Espace de libertés | Avril 2018

Une philosophie pour temps d’orage


Des idées et des mots

Restons stoïques face à ce monde inquiétant – le titre du nouvel opus du philosophe belge Pierre Ansay claque comme un commandement. Pourtant, on n’y trouvera pas de ces  » grandes vérités  » formatées pour être consommées rapidement par une clientèle apeurée. Fidèle à un projet qu’il poursuit avec constance depuis plusieurs années, l’auteur propose ici un exercice de philosophie comparée entre deux sacrés monstres de la pensée occidentale : Épictète et Spinoza. Certains fronceront les sourcils car si le Grec Épictète a vécu au début du premier siècle, le Hollandais Spinoza est ancré dans le 17e. Considéré comme un des phares de l’école stoïcienne, Épictète n’est connu que par un seul ouvrage compilé après sa mort par un disciple diligent. Quant à Spinoza, il fut un auteur prolifique mais prudent.

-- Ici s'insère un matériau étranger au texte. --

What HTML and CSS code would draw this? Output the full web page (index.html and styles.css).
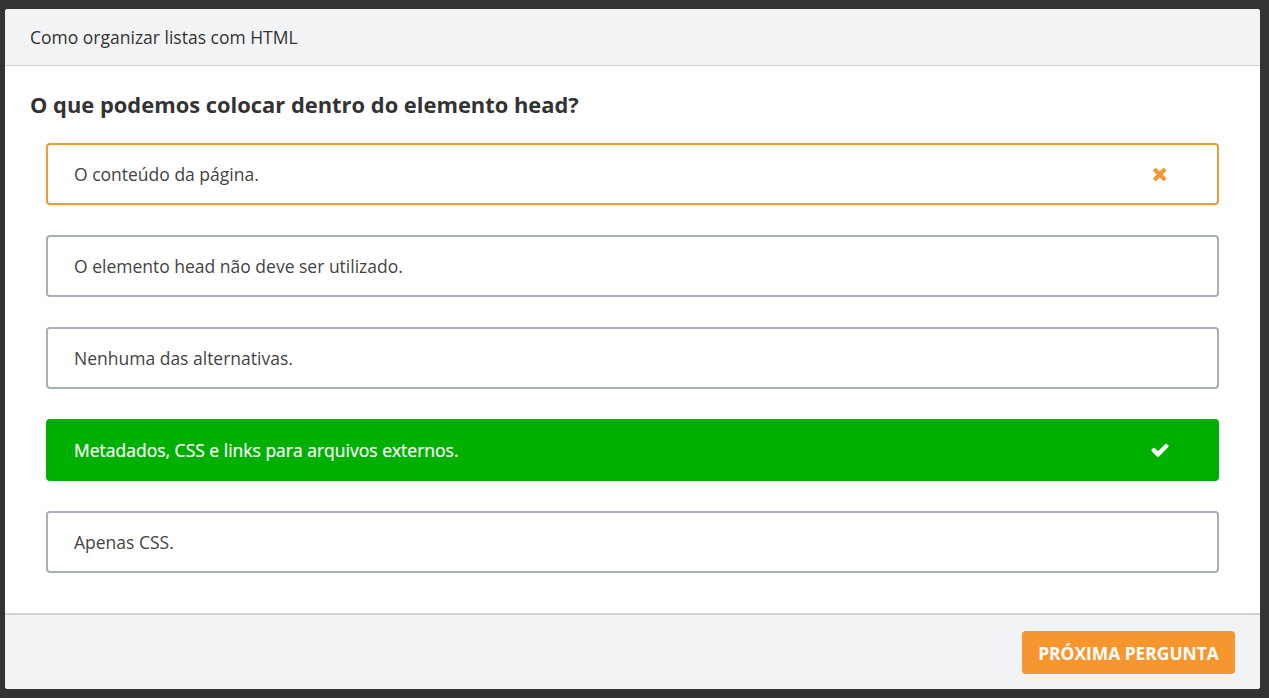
FILE: index.html
```html
<!DOCTYPE html>
<html lang="pt-BR">
<head>
<meta charset="utf-8">
<title>Quiz</title>
<link rel="stylesheet" href="styles.css">
</head>
<body>
<div class="card">
  <header class="card-header">Como organizar listas com HTML</header>
  <main class="card-body">
    <h2 class="question">O que podemos colocar dentro do elemento head?</h2>
    <ul class="options">
      <li class="option wrong">
        <span>O conteúdo da página.</span>
        <span class="icon-wrap"><svg class="icon" width="15.4" height="19.7" viewBox="0 0 1408 1792"><path fill="currentColor" d="M1298 1322q0 40-28 68l-136 136q-28 28-68 28t-68-28l-294-294-294 294q-28 28-68 28t-68-28l-136-136q-28-28-28-68t28-68l294-294-294-294q-28-28-28-68t28-68l136-136q28-28 68-28t68 28l294 294 294-294q28-28 68-28t68 28l136 136q28 28 28 68t-28 68l-294 294 294 294q28 28 28 68z"/></svg></span>
      </li>
      <li class="option"><span>O elemento head não deve ser utilizado.</span></li>
      <li class="option"><span>Nenhuma das alternativas.</span></li>
      <li class="option right">
        <span>Metadados, CSS e links para arquivos externos.</span>
        <span class="icon-wrap"><svg class="icon" width="20" height="20" viewBox="0 0 1792 1792"><path fill="currentColor" d="M1671 566q0 40-28 68l-724 724-136 136q-28 28-68 28t-68-28l-136-136-362-362q-28-28-28-68t28-68l136-136q28-28 68-28t68 28l294 295 656-657q28-28 68-28t68 28l136 136q28 28 28 68z"/></svg></span>
      </li>
      <li class="option"><span>Apenas CSS.</span></li>
    </ul>
  </main>
  <footer class="card-footer">
    <button class="next">PRÓXIMA PERGUNTA</button>
  </footer>
</div>
</body>
</html>
```
FILE: styles.css
```css
html, body {
  margin: 0;
  padding: 0;
  height: 100%;
}
body {
  background: #333333;
  font-family: "Open Sans", "Noto Sans", sans-serif;
  padding: 9px 9px 0 5px;
  box-sizing: border-box;
}
.card {
  background: #ffffff;
  border-radius: 3px;
  overflow: hidden;
  width: 1255px;
  height: 680px;
  display: flex;
  flex-direction: column;
}
.card-header {
  background: #f2f3f5;
  height: 57px;
  box-sizing: border-box;
  border-bottom: 1px solid #cfd1d4;
  padding: 0 25px;
  display: flex;
  align-items: center;
  font-size: 17.5px;
  color: #333333;
}
.card-body {
  flex: 1;
  padding: 0 25px;
}
.question {
  margin: 24px 0 23px;
  font-size: 21.9px;
  font-weight: 700;
  color: #333333;
  line-height: 30px;
}
.options {
  list-style: none;
  margin: 0;
  padding: 0 16px;
  display: flex;
  flex-direction: column;
  gap: 30px;
}
.option {
  height: 62px;
  box-sizing: border-box;
  border: 2px solid #a7afb8;
  border-radius: 4px;
  padding: 0 45px 0 26px;
  display: flex;
  align-items: center;
  justify-content: space-between;
  font-size: 17.5px;
  color: #444444;
}
.icon-wrap {
  width: 24px;
  display: flex;
  justify-content: center;
  align-items: center;
}
.option.wrong {
  border-color: #f39a33;
}
.option.wrong .icon {
  color: #f7952f;
}
.option.right {
  background: #00b000;
  border-color: #00b000;
  color: #ffffff;
  font-weight: 400;
  -webkit-text-stroke: 0.2px #ffffff;
}
.option.right .icon {
  color: #ffffff;
}
.card-footer {
  background: #f2f3f5;
  border-top: 2px solid #cfd1d4;
  height: 76px;
  box-sizing: border-box;
  padding: 0 25px;
  display: flex;
  align-items: center;
  justify-content: flex-end;
}
.next {
  background: #f7962f;
  color: #ffffff;
  border: none;
  border-radius: 4px;
  width: 213px;
  height: 43px;
  font-family: "Open Sans", "Noto Sans", sans-serif;
  font-weight: 700;
  font-size: 17.4px;
  padding: 0;
  margin-top: 1px;
}
```
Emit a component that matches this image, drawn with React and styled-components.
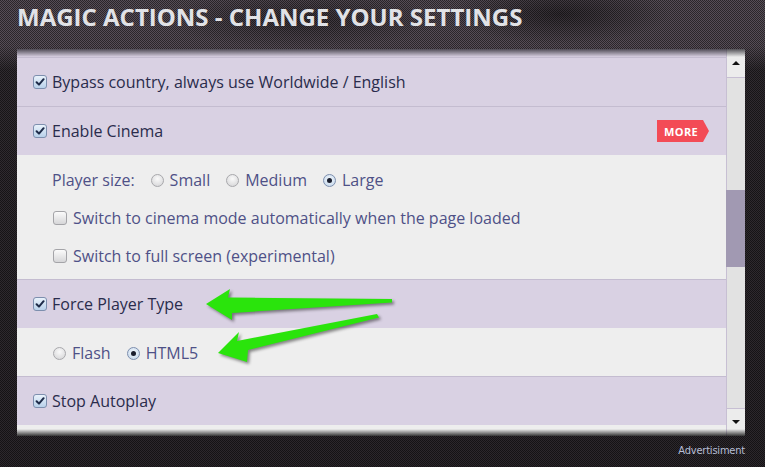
import React from "react";
import styled, { createGlobalStyle } from "styled-components";

const Global = createGlobalStyle`
  html, body { margin: 0; padding: 0; }
  body {
    width: 765px; height: 467px; overflow: hidden;
    font-family: "Open Sans", "Noto Sans", sans-serif;
    background:
      radial-gradient(ellipse 140px 28px at 300px 20px, rgba(0,0,0,0.35), rgba(0,0,0,0) 100%),
      radial-gradient(ellipse 110px 30px at 560px 14px, rgba(0,0,0,0.45), rgba(0,0,0,0) 100%),
      linear-gradient(to bottom, rgba(0,0,0,0) 0, rgba(0,0,0,0) 46px, rgba(0,0,0,0.45) 70px, rgba(0,0,0,0.5) 100%),
      repeating-conic-gradient(#574d57 0 25%, #2a262a 0 50%) 0 0 / 2px 2px;
  }
`;

const Page = styled.div`
  position: relative;
  width: 765px;
  height: 467px;
  display: flex;
  flex-direction: column;
`;

const Header = styled.header`
  height: 49px;
  padding-left: 17px;
  box-sizing: border-box;
`;

const Title = styled.h1`
  margin: 0;
  font-size: 24px;
  line-height: 33px;
  font-weight: 700;
  color: #e1e2e6;
`;

const Panel = styled.div`
  position: relative;
  margin-left: 17px;
  width: 728px;
  height: 387px;
  display: flex;
  overflow: hidden;
  &::before {
    content: "";
    position: absolute;
    left: 0; right: 0; top: 0;
    height: 8px;
    background: linear-gradient(to bottom, rgba(30,28,35,0.75), rgba(60,55,70,0));
    pointer-events: none;
  }
  &::after {
    content: "";
    position: absolute;
    left: 0; right: 0; bottom: 0;
    height: 7px;
    background: linear-gradient(to bottom, rgba(20,20,20,0), rgba(20,20,20,0.85));
    pointer-events: none;
  }
`;

const Content = styled.div`
  flex: 1;
  border-right: 1px solid #c7bfd3;
  background: #eeeeee;
`;

const TopSliver = styled.div`
  height: 8px;
  background: #d9d1e3;
`;

const Section = styled.section`
  border-top: 1px solid #c4bcd0;
`;

const Head = styled.div`
  height: 48px;
  background: #d9d1e3;
  display: flex;
  align-items: center;
  gap: 5px;
  padding: 0 17px 0 16px;
  color: #2a2c4c;
  font-size: 16px;
`;

const HeadLabel = styled.span`
  flex: 1;
`;

const Sub = styled.div`
  background: #eeeeee;
  padding: 6px 0 4px 35px;
`;

const SubItem = styled.div`
  height: 38px;
  display: flex;
  align-items: center;
  color: #4e5187;
  font-size: 16px;
`;

const Option = styled.label`
  display: inline-flex;
  align-items: center;
  gap: 6px;
  margin-left: ${(p) => (p.$first ? "1px" : "16px")};
`;

const Box = styled.span`
  flex: none;
  width: 14px;
  height: 14px;
  box-sizing: border-box;
  border-radius: 3px;
  border: 1px solid ${(p) => (p.$checked ? "#7d8fae" : "#a4a4a8")};
  background: ${(p) =>
    p.$checked
      ? "linear-gradient(#e9f2fb, #b9d1ea)"
      : "linear-gradient(#fbfbfb, #d6d6d8)"};
  display: inline-flex;
  align-items: center;
  justify-content: center;
`;

const Round = styled.span`
  flex: none;
  width: 13px;
  height: 13px;
  box-sizing: border-box;
  border-radius: 50%;
  border: 1px solid ${(p) => (p.$checked ? "#7d8fae" : "#a8a8ac")};
  background: ${(p) =>
    p.$checked
      ? "radial-gradient(circle at 50% 40%, #f3f8fd, #bfd3e8)"
      : "radial-gradient(circle at 50% 35%, #fafafa, #d2d2d4)"};
  display: inline-flex;
  align-items: center;
  justify-content: center;
  &::after {
    content: "";
    width: 5px;
    height: 5px;
    border-radius: 50%;
    background: #1b1f2e;
    display: ${(p) => (p.$checked ? "block" : "none")};
  }
`;

const More = styled.span`
  flex: none;
  height: 22px;
  width: 52px;
  box-sizing: border-box;
  padding-left: 7px;
  display: inline-flex;
  align-items: center;
  background: #f34b56;
  color: #ffffff;
  font-weight: 700;
  font-size: 11px;
  letter-spacing: 0.4px;
  clip-path: polygon(0 0, 46px 0, 52px 50%, 46px 100%, 0 100%);
`;

const Scrollbar = styled.div`
  width: 18px;
  flex: none;
  display: flex;
  flex-direction: column;
  background: #e2e2e2;
`;

const ScrollBtn = styled.div`
  height: ${(p) => p.$h}px;
  flex: none;
  background: #ececec;
  display: flex;
  align-items: center;
  justify-content: center;
  border-${(p) => (p.$up ? "bottom" : "top")}: 1px solid #c7bfd3;
  &::after {
    content: "";
    width: 0; height: 0;
    border-left: 4px solid transparent;
    border-right: 4px solid transparent;
    ${(p) => (p.$up ? "border-bottom: 4px solid #111;" : "border-top: 4px solid #111;")}
    margin-top: ${(p) => (p.$up ? "0" : "-2px")};
  }
`;

const Track = styled.div`
  flex: 1;
  display: flex;
  flex-direction: column;
`;

const Thumb = styled.div`
  margin-top: 112px;
  height: 77px;
  margin-left: -1px;
  background: #a199b2;
`;

const Footer = styled.footer`
  flex: 1;
  display: flex;
  justify-content: flex-end;
  padding: 8px 20px 0 0;
`;

const Ad = styled.span`
  font-family: "DejaVu Sans Condensed", "DejaVu Sans", sans-serif;
  font-stretch: condensed;
  font-size: 11px;
  line-height: 14px;
  color: #b7bfd6;
  letter-spacing: -0.2px;
`;

const Arrows = styled.svg`
  position: absolute;
  left: 0;
  top: 0;
  pointer-events: none;
  filter: drop-shadow(2px 2px 1.5px rgba(0, 0, 0, 0.45));
`;

const Tick = () => (
  <svg width="10" height="10" viewBox="0 0 10 10">
    <path d="M1.6 5.2 L4 7.6 L8.6 2.2" fill="none" stroke="#1d2a48" strokeWidth="2" strokeLinecap="round" strokeLinejoin="round" />
  </svg>
);

const Checkbox = ({ checked }) => <Box $checked={checked}>{checked && <Tick />}</Box>;

export default function App() {
  return (
    <Page>
      <Global />
      <Header>
        <Title>MAGIC ACTIONS - CHANGE YOUR SETTINGS</Title>
      </Header>
      <Panel>
        <Content>
          <TopSliver />
          <Section>
            <Head>
              <Checkbox checked />
              <HeadLabel>Bypass country, always use Worldwide / English</HeadLabel>
            </Head>
          </Section>
          <Section>
            <Head>
              <Checkbox checked />
              <HeadLabel>Enable Cinema</HeadLabel>
              <More>MORE</More>
            </Head>
            <Sub>
              <SubItem>
                <span>Player size:</span>
                <Option><Round /> Small</Option>
                <Option><Round /> Medium</Option>
                <Option><Round $checked /> Large</Option>
              </SubItem>
              <SubItem>
                <Option $first><Checkbox /> Switch to cinema mode automatically when the page loaded</Option>
              </SubItem>
              <SubItem>
                <Option $first><Checkbox /> Switch to full screen (experimental)</Option>
              </SubItem>
            </Sub>
          </Section>
          <Section>
            <Head>
              <Checkbox checked />
              <HeadLabel>Force Player Type</HeadLabel>
            </Head>
            <Sub>
              <SubItem>
                <Option $first><Round /> Flash</Option>
                <Option><Round $checked /> HTML5</Option>
              </SubItem>
            </Sub>
          </Section>
          <Section>
            <Head>
              <Checkbox checked />
              <HeadLabel>Stop Autoplay</HeadLabel>
            </Head>
            <Sub />
          </Section>
        </Content>
        <Scrollbar>
          <ScrollBtn $up $h={28} />
          <Track>
            <Thumb />
          </Track>
          <ScrollBtn $h={27} />
        </Scrollbar>
      </Panel>
      <Footer>
        <Ad>Advertisiment</Ad>
      </Footer>
      <Arrows width="765" height="467" viewBox="0 0 765 467">
        <polygon
          points="206,304 230,289 228,297.5 392,299 392,302.5 232,313 232,320"
          fill="#2ae40c"
        />
        <polygon
          points="218,353 239,332 237,341 377,314 379,317.5 248,350 247,362"
          fill="#2ae40c"
        />
      </Arrows>
    </Page>
  );
}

Quel lien les unit ? Ansay nous apprend que le second connaissait bien l’œuvre du premier et qu’un air de famille réunit incontestablement leurs pensées. Comme on le sait, du choc des idées jaillit la lumière. De fait, la rencontre de Spinoza et d’Epictète provoque un  » arc électrique  » qui illumine leurs leçons de vie. Et nous dans tout ça ? Eh bien, Pierre Ansay nous convie tout bonnement à engager un dialogue à quatre avec lui-même et ses deux  » grands frères « , comme il les appelle affectueusement. Car la philosophie stoïcienne est d’abord et avant tout un art de vivre. Épictète et Spinoza ont tous deux prêché d’exemple – ce qui est plutôt rare, admettons-le – en sui­vant une vie simple et frugale. Leur but : gouverner leurs passions. Dans un monde agité (et il l’a toujours été, ce n’est pas une exclusivité de notre temps), l’exercice est beaucoup plus compliqué qu’on pourrait le penser à première vue.